TASK TO CARRY OUT - The entries are to be returned exactly, with images left out.

━━ TASK MATERIAL ━━

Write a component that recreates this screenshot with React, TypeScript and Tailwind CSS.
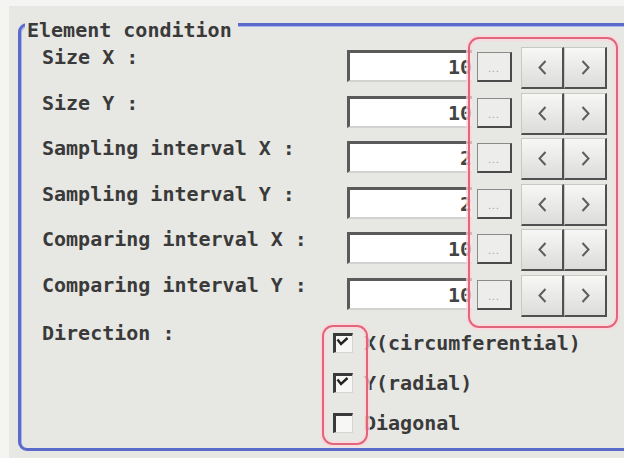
import React from "react";

const rows = [
  { label: "Size X :", value: "10", h: "h-[46px]" },
  { label: "Size Y :", value: "10", h: "h-[45px]" },
  { label: "Sampling interval X :", value: "2", h: "h-[46px]" },
  { label: "Sampling interval Y :", value: "2", h: "h-[45px]" },
  { label: "Comparing interval X :", value: "10", h: "h-[46px]" },
  { label: "Comparing interval Y :", value: "10", h: "h-[46px]" },
];

const checks = [
  { label: "X(circumferential)", checked: true },
  { label: "Y(radial)", checked: true },
  { label: "Diagonal", checked: false },
];

function Chevron({ dir }: { dir: "left" | "right" }) {
  return (
    <svg width="9" height="15" viewBox="0 0 9 15">
      <polyline
        points={dir === "left" ? "7.5,1 1.5,7.5 7.5,14" : "1.5,1 7.5,7.5 1.5,14"}
        fill="none"
        stroke="#5e5e5e"
        strokeWidth="2"
      />
    </svg>
  );
}

function ArrowButton({ dir }: { dir: "left" | "right" }) {
  return (
    <div className="w-[43px] h-[42px] flex items-center justify-center bg-gradient-to-b from-[#f7f7f6] to-[#dcdcda] border-t border-l border-t-[#c8c8c6] border-l-[#c8c8c6] border-r-2 border-b-2 border-r-[#505050] border-b-[#505050]">
      <Chevron dir={dir} />
    </div>
  );
}

function Checkbox({ checked }: { checked: boolean }) {
  return (
    <div className="w-[20px] h-[20px] shrink-0 bg-[#f7f7f5] border-t-[3px] border-l-[3px] border-t-[#3a3a3a] border-l-[#3a3a3a] border-r border-b border-r-[#d4d4d2] border-b-[#d4d4d2] flex items-start justify-start">
      {checked && (
        <svg width="14" height="13" viewBox="0 0 14 13">
          <polyline points="1.5,3.5 5,8 11.5,2" fill="none" stroke="#222" strokeWidth="2.4" />
        </svg>
      )}
    </div>
  );
}

export default function App() {
  return (
    <div className="w-[624px] h-[458px] bg-[#f4f4f2] relative overflow-hidden pt-[6px] pl-[9px] font-['DejaVu_Sans_Mono',monospace] text-[20px] text-[#3a3a3a] font-bold">
      <div className="h-full w-[700px] bg-[#e7e7e3] pt-[17px] pl-[9px]">
        <div className="relative w-[660px] h-[428px] border-[3px] border-[#5a6bcc] rounded-[9px] shadow-[inset_1px_1px_0_#a9b4ee] pt-[19px] pl-[21px]">
          <div className="absolute left-[4px] top-[-8px] bg-[#e7e7e3] pl-[2px] pr-[6px] leading-[24px] whitespace-pre">
            Element condition
          </div>

          {rows.map((r) => (
            <div key={r.label} className={`flex items-start ${r.h}`}>
              <div className="w-[305px] shrink-0 leading-[24px] whitespace-pre">{r.label}</div>
              <div className="mt-[5px] w-[125px] shrink-0 h-[32px] bg-white border-t-[3px] border-l-[3px] border-t-[#5a5a5a] border-l-[#5a5a5a] border-b-2 border-b-[#d2d2d0] flex items-center justify-end">
                <span className="leading-[24px] text-[#444]">{r.value}</span>
              </div>
              <div className="ml-[5px] mt-[7px] w-[35px] shrink-0 h-[30px] bg-[#ededeb] border border-[#8a8a8a] border-r-2 border-b-2 border-r-[#4a4a4a] border-b-[#4a4a4a] flex items-end justify-center pb-[6px]">
                <span className="text-[10px] leading-[10px] text-[#9a9a9a] tracking-[1px] font-normal font-['Liberation_Sans',sans-serif]">...</span>
              </div>
              <div className="ml-[9px] mt-[2px] flex shrink-0">
                <ArrowButton dir="left" />
                <ArrowButton dir="right" />
              </div>
            </div>
          ))}

          <div className="flex items-start">
            <div className="w-[291px] shrink-0 mt-[2px] leading-[24px] whitespace-pre">Direction :</div>
            <div className="mt-[4px] flex flex-col">
              {checks.map((c) => (
                <div key={c.label} className="h-[40px] flex items-center">
                  <Checkbox checked={c.checked} />
                  <span className="ml-[11px] leading-[24px] whitespace-pre">{c.label}</span>
                </div>
              ))}
            </div>
          </div>
        </div>
      </div>

      <div className="absolute left-[468px] top-[37px] w-[150px] h-[291px] border-2 border-[#e0677a] rounded-[11px] shadow-[0_0_0_2px_rgba(255,214,220,0.75),inset_0_0_0_2px_rgba(255,214,220,0.75)]" />
      <div className="absolute left-[322px] top-[325px] w-[46px] h-[120px] border-2 border-[#e0677a] rounded-[11px] shadow-[0_0_0_2px_rgba(255,214,220,0.75),inset_0_0_0_2px_rgba(255,214,220,0.75)]" />
    </div>
  );
}
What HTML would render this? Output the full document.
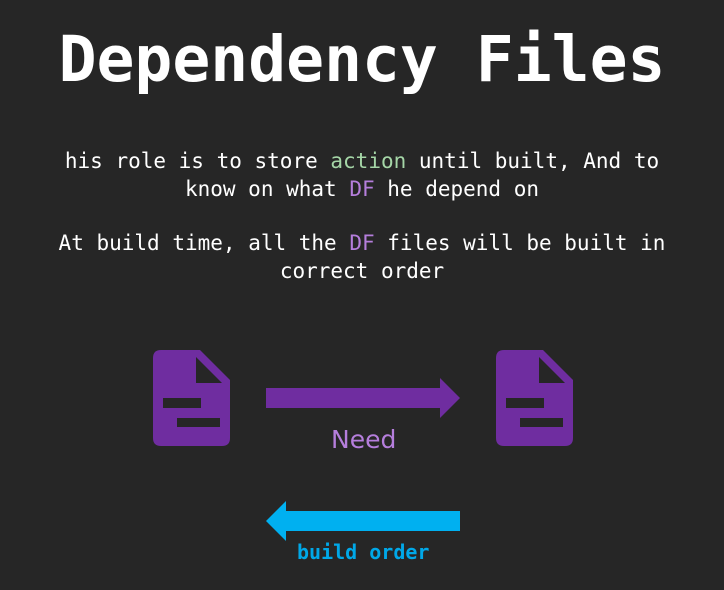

━━━

TASK OUTPUT -
Write a component that recreates this screenshot with React, TypeScript and Tailwind CSS.
import React from "react";

const rows = [
  { label: "Size X :", value: "10", h: "h-[46px]" },
  { label: "Size Y :", value: "10", h: "h-[45px]" },
  { label: "Sampling interval X :", value: "2", h: "h-[46px]" },
  { label: "Sampling interval Y :", value: "2", h: "h-[45px]" },
  { label: "Comparing interval X :", value: "10", h: "h-[46px]" },
  { label: "Comparing interval Y :", value: "10", h: "h-[46px]" },
];

const checks = [
  { label: "X(circumferential)", checked: true },
  { label: "Y(radial)", checked: true },
  { label: "Diagonal", checked: false },
];

function Chevron({ dir }: { dir: "left" | "right" }) {
  return (
    <svg width="9" height="15" viewBox="0 0 9 15">
      <polyline
        points={dir === "left" ? "7.5,1 1.5,7.5 7.5,14" : "1.5,1 7.5,7.5 1.5,14"}
        fill="none"
        stroke="#5e5e5e"
        strokeWidth="2"
      />
    </svg>
  );
}

function ArrowButton({ dir }: { dir: "left" | "right" }) {
  return (
    <div className="w-[43px] h-[42px] flex items-center justify-center bg-gradient-to-b from-[#f7f7f6] to-[#dcdcda] border-t border-l border-t-[#c8c8c6] border-l-[#c8c8c6] border-r-2 border-b-2 border-r-[#505050] border-b-[#505050]">
      <Chevron dir={dir} />
    </div>
  );
}

function Checkbox({ checked }: { checked: boolean }) {
  return (
    <div className="w-[20px] h-[20px] shrink-0 bg-[#f7f7f5] border-t-[3px] border-l-[3px] border-t-[#3a3a3a] border-l-[#3a3a3a] border-r border-b border-r-[#d4d4d2] border-b-[#d4d4d2] flex items-start justify-start">
      {checked && (
        <svg width="14" height="13" viewBox="0 0 14 13">
          <polyline points="1.5,3.5 5,8 11.5,2" fill="none" stroke="#222" strokeWidth="2.4" />
        </svg>
      )}
    </div>
  );
}

export default function App() {
  return (
    <div className="w-[624px] h-[458px] bg-[#f4f4f2] relative overflow-hidden pt-[6px] pl-[9px] font-['DejaVu_Sans_Mono',monospace] text-[20px] text-[#3a3a3a] font-bold">
      <div className="h-full w-[700px] bg-[#e7e7e3] pt-[17px] pl-[9px]">
        <div className="relative w-[660px] h-[428px] border-[3px] border-[#5a6bcc] rounded-[9px] shadow-[inset_1px_1px_0_#a9b4ee] pt-[19px] pl-[21px]">
          <div className="absolute left-[4px] top-[-8px] bg-[#e7e7e3] pl-[2px] pr-[6px] leading-[24px] whitespace-pre">
            Element condition
          </div>

          {rows.map((r) => (
            <div key={r.label} className={`flex items-start ${r.h}`}>
              <div className="w-[305px] shrink-0 leading-[24px] whitespace-pre">{r.label}</div>
              <div className="mt-[5px] w-[125px] shrink-0 h-[32px] bg-white border-t-[3px] border-l-[3px] border-t-[#5a5a5a] border-l-[#5a5a5a] border-b-2 border-b-[#d2d2d0] flex items-center justify-end">
                <span className="leading-[24px] text-[#444]">{r.value}</span>
              </div>
              <div className="ml-[5px] mt-[7px] w-[35px] shrink-0 h-[30px] bg-[#ededeb] border border-[#8a8a8a] border-r-2 border-b-2 border-r-[#4a4a4a] border-b-[#4a4a4a] flex items-end justify-center pb-[6px]">
                <span className="text-[10px] leading-[10px] text-[#9a9a9a] tracking-[1px] font-normal font-['Liberation_Sans',sans-serif]">...</span>
              </div>
              <div className="ml-[9px] mt-[2px] flex shrink-0">
                <ArrowButton dir="left" />
                <ArrowButton dir="right" />
              </div>
            </div>
          ))}

          <div className="flex items-start">
            <div className="w-[291px] shrink-0 mt-[2px] leading-[24px] whitespace-pre">Direction :</div>
            <div className="mt-[4px] flex flex-col">
              {checks.map((c) => (
                <div key={c.label} className="h-[40px] flex items-center">
                  <Checkbox checked={c.checked} />
                  <span className="ml-[11px] leading-[24px] whitespace-pre">{c.label}</span>
                </div>
              ))}
            </div>
          </div>
        </div>
      </div>

      <div className="absolute left-[468px] top-[37px] w-[150px] h-[291px] border-2 border-[#e0677a] rounded-[11px] shadow-[0_0_0_2px_rgba(255,214,220,0.75),inset_0_0_0_2px_rgba(255,214,220,0.75)]" />
      <div className="absolute left-[322px] top-[325px] w-[46px] h-[120px] border-2 border-[#e0677a] rounded-[11px] shadow-[0_0_0_2px_rgba(255,214,220,0.75),inset_0_0_0_2px_rgba(255,214,220,0.75)]" />
    </div>
  );
}
What HTML would render this? Output the full document.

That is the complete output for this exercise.